Но, наверное, стоит немного повспоминать о том, как в мою жизнь вошла проза этого замечательного русского писателя. В начале 80-х годов прошлого века на занятиях в Доме учёных литературного объединения «Воложка» о рассказах Казакова довольно часто вспоминал Валентин Арсеньевич Николаев. Он старался привить нам вкус к слову, к классической русской литературе, чтобы мы поняли, насколько сложен, ответственен и большей частью неблагодарен писательский труд.
— Если можете, то бросайте этим заниматься сейчас. Дальше будет сложнее… Литература — дело жестокое, безжалостное. Писательство сломало много судеб.

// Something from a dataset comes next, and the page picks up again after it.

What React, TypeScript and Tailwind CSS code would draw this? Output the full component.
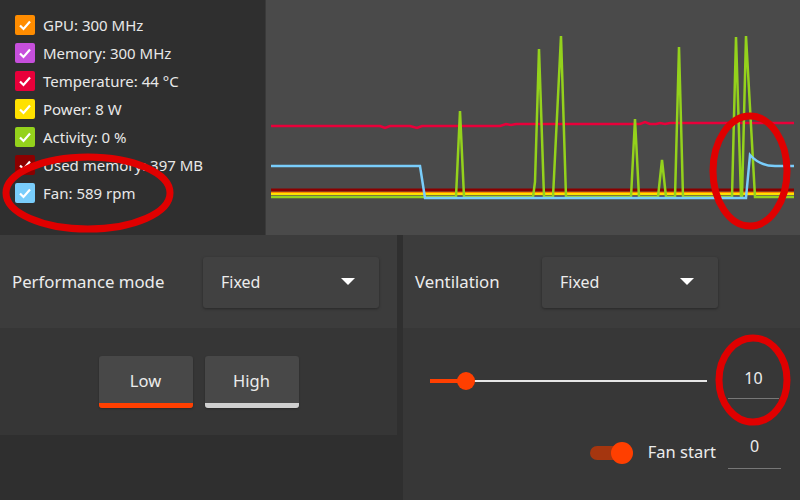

Но мы, конечно же, писать не бросили и, вернее всего, Валентину Арсеньевичу не поверили. Да и не могли тогда понять всего откровения, высказанного В.А. Николаевым. Слишком разный жизненный опыт был за нашими плечами. У него — первые книжки, публикации в столичных журналах, литинститут. У нас… Да какие писатели мы тогда были? Так, пробы пера. Но именно под впечатлением от размышлений руководителя «Воложки» я впервые прочитал роман-газету с «Северным дневником» Юрия Казакова и полюбил прозу этого удивительного писателя навсегда.
Тексты Казакова не были легки для моего восприятия, их, что называется, «не проглотишь», но они воспроизводили, создавали незнакомую для меня жизнь в полноте достаточной, чтобы её почувствовать, испытать, окунуться в неё, самому существовать в ней. И воспроизведена она была потрясающе красивым языком — изящным, многоцветным, ароматным.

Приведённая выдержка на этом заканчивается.